If the accumulated fluid rises in the tubing string to a level above the operating valve, then an increasingly high pressure may be required in order to counteract the backpressure of the fluid accumulating above the operating valve. Furthermore, the pressure required may not be readily available using equipment on the surface. To mitigate this problem, additional “unloading” valves are disposed within the tubing string at locations above the operating valve. These pressure-actuated, one-way valves are systematically opened and shut to “unload” the accumulated fluid. Starting from a position just below the level of accumulated fluid within the tubing string, an “unloading” valve is opened, while the other valves remain shut. This allows the injection gas to “lift” the volume of accumulated fluid above the opened valve in the tubing string. After this volume of accumulated fluid is removed, the valve is shut and the next lowest valve is opened. Thus, the tubing string is systematically “unloaded” by progressively opening and shutting “unloading” valves down the tubing string.
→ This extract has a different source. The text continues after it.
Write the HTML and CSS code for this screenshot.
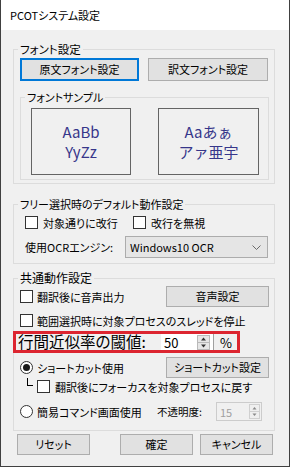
FILE: index.html
```html
<!DOCTYPE html>
<html lang="ja">
<head>
<meta charset="utf-8">
<title>PCOTシステム設定</title>
<link rel="stylesheet" href="styles.css">
</head>
<body>
<div class="window">
  <div class="titlebar">PCOTシステム設定</div>
  <div class="content">
    <fieldset class="group g-font">
      <legend>フォント設定</legend>
      <div class="btn-row">
        <div class="btn btn-default w-src">原文フォント設定</div>
        <div class="btn w-dst">訳文フォント設定</div>
      </div>
      <fieldset class="group g-sample">
        <legend>フォントサンプル</legend>
        <div class="samples">
          <div class="sample">AaBb<br>YyZz</div>
          <div class="sample sample-jp">Aaあぁ<br>アァ亜宇</div>
        </div>
      </fieldset>
    </fieldset>

    <fieldset class="group g-free">
      <legend>フリー選択時のデフォルト動作設定</legend>
      <div class="row row-checks">
        <div class="check check-first"><span class="box"></span><span>対象通りに改行</span></div>
        <div class="check"><span class="box"></span><span>改行を無視</span></div>
      </div>
      <div class="row row-ocr">
        <span class="ocr-label">使用OCRエンジン:</span>
        <div class="combo">
          <span>Windows10 OCR</span>
          <svg class="chev" width="9" height="5" viewBox="0 0 9 5"><polyline points="0.5,0.5 4.5,4.5 8.5,0.5" fill="none" stroke="#6a6a6a" stroke-width="1"/></svg>
        </div>
      </div>
    </fieldset>

    <fieldset class="group g-common">
      <legend>共通動作設定</legend>
      <div class="row r1">
        <div class="check check-tight"><span class="box"></span><span>翻訳後に音声出力</span></div>
        <div class="btn btn-side">音声設定</div>
      </div>
      <div class="row r2">
        <div class="check check-tight"><span class="box"></span><span>範囲選択時に対象プロセスのスレッドを停止</span></div>
      </div>
      <div class="row r-red">
        <span class="red-label">行間近似率の閾値:</span>
        <div class="num">
          <span class="num-text">50</span>
          <svg class="spin" width="13" height="15" viewBox="0 0 13 15"><rect x="0.5" y="0.5" width="12" height="14" fill="#e6e6e6" stroke="#b9b9b9"/><line x1="1" y1="7.5" x2="12" y2="7.5" stroke="#b9b9b9"/><path d="M6.5 2.5 L9 5.5 H4 Z" fill="#333"/><path d="M4 9.5 H9 L6.5 12.5 Z" fill="#333"/></svg>
        </div>
        <span class="pct">%</span>
      </div>
      <div class="row r3">
        <div class="check check-tight"><span class="radio on"></span><span>ショートカット使用</span></div>
        <div class="btn btn-side">ショートカット設定</div>
      </div>
      <div class="row r4">
        <span class="elbow"></span>
        <div class="check"><span class="box"></span><span>翻訳後にフォーカスを対象プロセスに戻す</span></div>
      </div>
      <div class="row r5">
        <div class="check check-tight w-radio2"><span class="radio"></span><span>簡易コマンド画面使用</span></div>
        <span class="opacity-label">不透明度:</span>
        <div class="num num-disabled">
          <span class="num-text">15</span>
          <svg class="spin" width="11" height="15" viewBox="0 0 11 15"><rect x="0.5" y="0.5" width="10" height="14" fill="#efefef" stroke="#d0d0d0"/><line x1="1" y1="7.5" x2="10" y2="7.5" stroke="#d0d0d0"/><path d="M5.5 3 L7.5 5.5 H3.5 Z" fill="#8a8a8a"/><path d="M3.5 9.5 H7.5 L5.5 12 Z" fill="#8a8a8a"/></svg>
        </div>
      </div>
    </fieldset>

    <div class="bottom">
      <div class="btn btn-bottom">リセット</div>
      <div class="btn btn-bottom b-ok">確定</div>
      <div class="btn btn-bottom b-cancel">キャンセル</div>
    </div>
  </div>
</div>
</body>
</html>
```

FILE: styles.css
```css
* { box-sizing: border-box; }

body {
  margin: 0;
  font-family: "Noto Sans CJK JP", "Noto Sans", sans-serif;
  font-size: 11px;
  color: #000;
  font-feature-settings: "palt";
}

.window {
  width: 290px;
  height: 467px;
  border: 1px solid #404040;
  border-top: 0;
  background: #f0f0f0;
  display: flex;
  flex-direction: column;
}

.titlebar {
  height: 30px;
  flex-shrink: 0;
  background: #fff;
  padding-left: 9px;
  display: flex;
  align-items: center;
  line-height: 1;
}

.content {
  flex: 1;
  padding: 0 14px 0 12px;
}

.group {
  margin: 0;
  padding: 0 5px 3px 6px;
  border: 1px solid #dcdcdc;
  min-width: 0;
}

legend {
  margin-left: -2px;
  padding: 0 2px;
  line-height: 16px;
  height: 16px;
  font-size: 11px;
}

.btn {
  height: 23px;
  background: #e1e1e1;
  border: 1px solid #adadad;
  display: flex;
  align-items: center;
  justify-content: center;
  line-height: 1;
  white-space: nowrap;
}

.btn-default { border: 2px solid #0078d7; }

.g-font { margin-top: 11px; }

.g-font > legend { font-size: 11.5px; }

.btn-row {
  display: flex;
  gap: 9px;
  margin-top: 1px;
}

.w-src { width: 119px; }
.w-dst { width: 120px; }

.g-sample {
  margin-top: 8px;
  padding: 0 0 4px 6px;
}

.samples {
  display: flex;
  gap: 27px;
  margin: 3px 0 0 4px;
}

.sample {
  width: 100px;
  height: 67px;
  border: 1px solid #646464;
  display: flex;
  align-items: center;
  justify-content: center;
  text-align: center;
  font-size: 15px;
  line-height: 20px;
  color: #36368a;
  font-feature-settings: normal;
}

.sample-jp { width: 101px; }

.row {
  display: flex;
  align-items: center;
}

.check {
  display: flex;
  align-items: center;
  gap: 5px;
  white-space: nowrap;
}

.check-tight { gap: 4px; }

.box {
  width: 13px;
  height: 13px;
  border: 1px solid #333;
  background: #fff;
  flex-shrink: 0;
}

.radio {
  width: 13px;
  height: 13px;
  border-radius: 50%;
  border: 1px solid #333;
  background: #fff;
  flex-shrink: 0;
  display: flex;
  align-items: center;
  justify-content: center;
}

.radio.on::after {
  content: "";
  width: 7px;
  height: 7px;
  border-radius: 50%;
  background: #1a1a1a;
}

.g-free {
  margin-top: 12px;
  padding-bottom: 5px;
}

.row-checks {
  height: 19px;
  margin-top: 1px;
  padding-left: 5px;
}

.check-first { width: 108px; }

.row-ocr {
  margin-top: 4px;
  padding-left: 5px;
}

.ocr-label {
  width: 100px;
  white-space: nowrap;
}

.combo {
  width: 143px;
  height: 22px;
  border: 1px solid #acacac;
  background: #e5e5e5;
  display: flex;
  align-items: center;
  justify-content: space-between;
  padding: 0 6px 0 4px;
  font-feature-settings: normal;
}

.g-common {
  margin-top: 6px;
  padding-bottom: 9px;
}

.g-common > legend { font-size: 12px; }

.r1 { height: 21px; }

.btn-side {
  width: 103px;
  height: 21px;
  margin-left: auto;
}

.r2 {
  height: 19px;
  margin-top: 4px;
}

.r-red {
  margin: 1px 0 0 -7px;
  width: 227px;
  height: 22px;
  border: 3px solid #dc2530;
  align-items: stretch;
}

.red-label {
  width: 145px;
  padding-left: 2px;
  display: flex;
  align-items: center;
  white-space: nowrap;
  font-size: 15.5px;
  line-height: 1;
}

.num {
  width: 53px;
  background: #fff;
  border-right: 1px solid #a0a0a0;
  display: flex;
  align-items: center;
  padding: 0 3px 0 3px;
  font-feature-settings: normal;
}

.r-red .num { font-size: 13px; line-height: 1; }

.num-text { flex: 1; }

.pct {
  margin-left: 6px;
  display: flex;
  align-items: center;
  font-size: 13px;
  line-height: 1;
}

.r3 {
  margin-top: 4px;
  height: 21px;
}

.r4 {
  height: 17px;
  padding-left: 7px;
}

.elbow {
  align-self: flex-start;
  width: 6px;
  height: 8px;
  border-left: 1px solid #000;
  border-bottom: 1px solid #000;
  margin-right: 4px;
}

.r5 {
  margin-top: 7px;
  height: 19px;
}

.w-radio2 { width: 137px; }

.opacity-label {
  width: 59px;
  white-space: nowrap;
  font-size: 10.5px;
}

.num-disabled {
  width: 46px;
  height: 19px;
  background: #f0f0f0;
  border: 1px solid #cccccc;
  color: #a0a0a0;
  padding: 0 1px 0 3px;
}

.bottom {
  display: flex;
  margin-top: 3px;
  padding-left: 4px;
}

.btn-bottom {
  width: 73px;
  height: 21px;
}

.b-ok { margin-left: 30px; }
.b-cancel { margin-left: 7px; }
```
The depletion of easily accessible, near-surface petroleum reserves has resulted in petroleum wells of ever increasing depth. Gas wells, in particular, are currently constructed with long intervals requiring several tube string zones. Production problems encountered at these depths are the result of long intervals, low gas permeability, low bottom hole pressure, and the mixture of gas and water in the tubing string. For example, long intervals require a packer with a tail pipe. The tail pipe is essentially a continuation of the tubing string that extends below the packer. The tail pipe, like the tubing string, has a smaller diameter than the surrounding outer casing, therefore higher fluid velocities can be maintained in the tail pipe for the same volume of fluid. As previously described, low formation pressure effectuates a fluid velocity in the larger diameter outer casing below the packer that is insufficient to produce the liquid which accumulates at the bottom of the well bore. Any liquid carried upward toward the surface by the rising gas simply falls back and accumulates at the bottom of the well hole. The accumulated fluid increases the backpressure on the formation which subsequently reduces the gas production and in many cases eventually kills the well.

A similar situation develops if the tail pipe does not extend far enough below the packer. Without sufficient tail pipe length, the upward velocity of the fluid entering the well bore from the formation will be reduced due to the large diameter outer casing encountered at the bottom of the well bore below the packer. This reduction in velocity will be inadequate to remove liquids which accumulate at the bottom of the well bore. Any liquid carried upward toward the surface by the rising gas simply falls back and accumulates at the bottom of the well hole. The accumulating fluid increases backpressure on the formation which subsequently reduces the gas production and in many cases eventually kills the well.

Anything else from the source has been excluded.